The University of Virginia Health System is the first hospital in Virginia – and among the first in the world – to use a noninvasive tool for brain surgery.
UVA recently began treating patients with the Gamma Knife Icon, the newest version of technology used for noninvasive surgery in the brain and upper spine. The Gamma Knife helps protect healthy tissue in the brain by using 192 focused beams of high-energy gamma radiation to treat patients instead of traditional open surgery.
Neurosurgeons and radiation oncologists at UVA’s Gamma Knife Center have pioneered the original Gamma Knife’s use. Since 1989, UVA has treated more than 10,000 patients from around the world with the non-invasive procedure, which is typically complete in less than an hour. Worldwide, the Gamma Knife has been used to treat more than 1 million patients over the past 30 years.
While the Gamma Knife is traditionally used to treat blood vessel abnormalities, malignant and benign brain tumors, and brain disorders such as trigeminal neuralgia, the Gamma Knife Icon enables doctors to treat more conditions – including large targets in the brain, untreatable by the original Gamma Knife – using this non-invasive technique.
“The Gamma Knife Icon represents a major advance in the field of neurosurgery,” said Dr. Jason Sheehan, director of UVA’s Gamma Knife Center. “We can now perform noninvasive brain procedures with an average accuracy of 0.15 millimeters. It represents a tremendous refinement in brain surgery, allowing us to treat complex brain disorders without so much as a drop of blood lost and generally improving a patient’s neurological condition.”
The Gamma Knife Icon has two new features – a built-in CT scanner and infrared motion monitoring – to better target treatment areas as well as enhance patient safety. The Gamma Knife Icon also enables microradiosurgery – a particularly precise form of radiosurgery with the Gamma Knife – to be delivered through a custom-fit, noninvasive mask, with accuracy within 0.15 millimeters.

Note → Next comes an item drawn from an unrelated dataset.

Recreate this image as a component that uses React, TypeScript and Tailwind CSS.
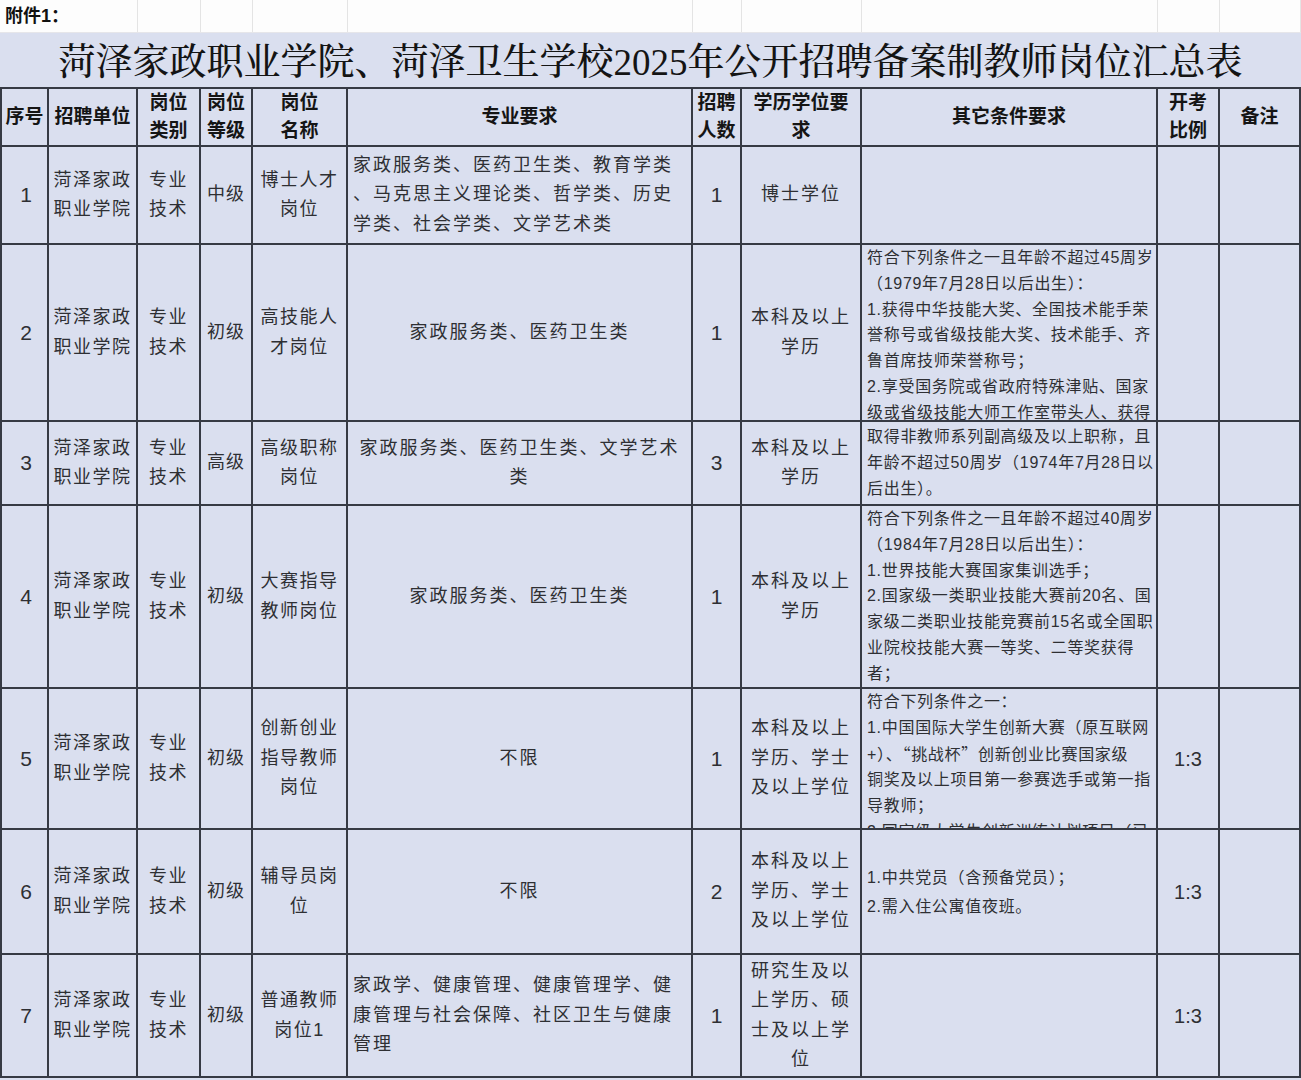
import React from "react";

const COLS = [49, 89, 63, 52, 95, 345, 49, 120, 296, 62, 81];
const GRID = "grid grid-cols-[49px_89px_63px_52px_95px_345px_49px_120px_296px_62px_81px]";

const SANS = { fontFamily: '"Liberation Sans", "Noto Sans CJK SC", sans-serif' };
const CJK = { fontFamily: '"Noto Sans CJK SC", sans-serif' };
const TITLE = { fontFamily: '"Liberation Serif", "Noto Serif CJK SC", "Noto Sans CJK SC", serif' };

type Row = {
  h: string;
  no: string;
  name: string[];
  grade: string;
  post: string[];
  major: string[];
  majorAlign?: "left" | "center";
  count: string;
  degree: string[];
  other: React.ReactNode[];
  otherTop?: boolean;
  otherLeading?: string;
  ratio: string;
};

const rows: Row[] = [
  {
    h: "h-[98px]",
    no: "1",
    name: ["菏泽家政", "职业学院"],
    grade: "中级",
    post: ["博士人才", "岗位"],
    major: ["家政服务类、医药卫生类、教育学类", "、马克思主义理论类、哲学类、历史", "学类、社会学类、文学艺术类"],
    majorAlign: "left",
    count: "1",
    degree: ["博士学位"],
    other: [],
    ratio: "",
  },
  {
    h: "h-[177px]",
    no: "2",
    name: ["菏泽家政", "职业学院"],
    grade: "初级",
    post: ["高技能人", "才岗位"],
    major: ["家政服务类、医药卫生类"],
    count: "1",
    degree: ["本科及以上", "学历"],
    other: [
      "符合下列条件之一且年龄不超过45周岁",
      "（1979年7月28日以后出生）：",
      "1.获得中华技能大奖、全国技术能手荣",
      "誉称号或省级技能大奖、技术能手、齐",
      "鲁首席技师荣誉称号；",
      "2.享受国务院或省政府特殊津贴、国家",
      "级或省级技能大师工作室带头人、获得",
    ],
    otherTop: true,
    ratio: "",
  },
  {
    h: "h-[84px]",
    no: "3",
    name: ["菏泽家政", "职业学院"],
    grade: "高级",
    post: ["高级职称", "岗位"],
    major: ["家政服务类、医药卫生类、文学艺术", "类"],
    count: "3",
    degree: ["本科及以上", "学历"],
    other: ["取得非教师系列副高级及以上职称，且", "年龄不超过50周岁（1974年7月28日以", "后出生）。"],
    ratio: "",
  },
  {
    h: "h-[183px]",
    no: "4",
    name: ["菏泽家政", "职业学院"],
    grade: "初级",
    post: ["大赛指导", "教师岗位"],
    major: ["家政服务类、医药卫生类"],
    count: "1",
    degree: ["本科及以上", "学历"],
    other: [
      "符合下列条件之一且年龄不超过40周岁",
      "（1984年7月28日以后出生）：",
      "1.世界技能大赛国家集训选手；",
      "2.国家级一类职业技能大赛前20名、国",
      "家级二类职业技能竞赛前15名或全国职",
      "业院校技能大赛一等奖、二等奖获得",
      "者；",
    ],
    otherTop: true,
    ratio: "",
  },
  {
    h: "h-[141px]",
    no: "5",
    name: ["菏泽家政", "职业学院"],
    grade: "初级",
    post: ["创新创业", "指导教师", "岗位"],
    major: ["不限"],
    count: "1",
    degree: ["本科及以上", "学历、学士", "及以上学位"],
    other: [
      "符合下列条件之一：",
      "1.中国国际大学生创新大赛（原互联网",
      <span key="q">
        +）、<span style={CJK}>“</span>挑战杯<span style={CJK}>”</span>创新创业比赛国家级
      </span>,
      "铜奖及以上项目第一参赛选手或第一指",
      "导教师；",
      "2.国家级大学生创新训练计划项目（已",
    ],
    otherTop: true,
    ratio: "1:3",
  },
  {
    h: "h-[125px]",
    no: "6",
    name: ["菏泽家政", "职业学院"],
    grade: "初级",
    post: ["辅导员岗", "位"],
    major: ["不限"],
    count: "2",
    degree: ["本科及以上", "学历、学士", "及以上学位"],
    other: ["1.中共党员（含预备党员）；", "2.需入住公寓值夜班。"],
    otherLeading: "leading-[29px]",
    ratio: "1:3",
  },
  {
    h: "h-[123px]",
    no: "7",
    name: ["菏泽家政", "职业学院"],
    grade: "初级",
    post: ["普通教师", "岗位1"],
    major: ["家政学、健康管理、健康管理学、健", "康管理与社会保障、社区卫生与健康", "管理"],
    majorAlign: "left",
    count: "1",
    degree: ["研究生及以", "上学历、硕", "士及以上学", "位"],
    other: [],
    ratio: "1:3",
  },
];

const cell = "border-r-2 border-b-2 border-[#363a44] overflow-hidden flex";

function Lines({ lines, className = "" }: { lines: React.ReactNode[]; className?: string }) {
  return (
    <div className={className}>
      {lines.map((l, i) => (
        <div key={i} className="whitespace-nowrap">
          {l}
        </div>
      ))}
    </div>
  );
}

function Center({ lines, extra = "" }: { lines: string[]; extra?: string }) {
  return (
    <div className={`${cell} items-center justify-center text-center`}>
      <Lines lines={lines} className={`text-[18px] leading-[29.5px] tracking-[1.5px] ${extra}`} />
    </div>
  );
}

export default function App() {
  const headers: string[][] = [
    ["序号"],
    ["招聘单位"],
    ["岗位", "类别"],
    ["岗位", "等级"],
    ["岗位", "名称"],
    ["专业要求"],
    ["招聘", "人数"],
    ["学历学位要", "求"],
    ["其它条件要求"],
    ["开考", "比例"],
    ["备注"],
  ];

  return (
    <div className="w-[1301px] h-[1080px] overflow-hidden bg-[#dadfef] text-[#2e2f33]" style={SANS}>
      {/* 附件 row */}
      <div className="flex h-[33px] bg-[#fdfdfd] border-b border-[#e6e6ea]">
        <div className="w-[138px] border-r border-[#e4e4e4] flex items-center pl-[5px] text-[18px] font-bold text-[#111]">
          附件1：
        </div>
        {COLS.slice(2).map((w, i) => (
          <div key={i} style={{ width: w }} className="border-r border-[#e4e4e4]" />
        ))}
      </div>

      {/* title */}
      <div className="h-[54px] flex items-center justify-center text-[37px] leading-none font-medium text-[#141414] pt-[4px]" style={TITLE}>
        菏泽家政职业学院、菏泽卫生学校2025年公开招聘备案制教师岗位汇总表
      </div>

      {/* header */}
      <div className={`${GRID} h-[60px]`}>
        {headers.map((h, i) => (
          <div
            key={i}
            className={`${cell} border-t-2 ${i === 0 ? "border-l-2" : ""} items-center justify-center text-center`}
          >
            <Lines lines={h} className="text-[19px] leading-[28px] font-bold text-[#151515]" />
          </div>
        ))}
      </div>

      {rows.map((r) => (
        <div key={r.no} className={`${GRID} ${r.h}`}>
          <div className={`${cell} border-l-2 items-center justify-center pl-[3px] text-[21px] font-light`}>{r.no}</div>
          <Center lines={r.name} />
          <Center lines={["专业", "技术"]} />
          <Center lines={[r.grade]} extra="tracking-[1px]" />
          <Center lines={r.post} />
          <div className={`${cell} items-center ${r.majorAlign === "left" ? "justify-start pl-[5px]" : "justify-center text-center"}`}>
            <Lines lines={r.major} className="text-[18px] leading-[29.5px] tracking-[2px]" />
          </div>
          <div className={`${cell} items-center justify-center text-[21px] font-light`}>{r.count}</div>
          <Center lines={r.degree} extra="tracking-[2px]" />
          <div className={`${cell} ${r.otherTop ? "items-start" : "items-center"} justify-start pl-[5px]`}>
            <Lines
              lines={r.other}
              className={`text-[16px] ${r.otherLeading ?? "leading-[25.8px]"} tracking-[0.7px]`}
            />
          </div>
          <div className={`${cell} items-center justify-center text-[20px] font-light`}>{r.ratio}</div>
          <div className={cell} />
        </div>
      ))}
    </div>
  );
}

The latest Gamma Knife enables patients to receive treatment either with a frame that helps hold their head in place while they receive radiation therapy or without a frame. Patients receiving frameless treatment using a mask will have real-time motion monitoring of their head and neck using an infrared sensor and CT scan. The treatment will detect if the patient’s head or neck moves beyond a pre-set limit, helping ensure the surgery’s safety and effectiveness.
The Icon also includes real-time computed tomography imaging to ensure radiation is delivered precisely to the targeted area. This is especially important, Sheehan said, when the target is near critical structures such as the nerves that control vision.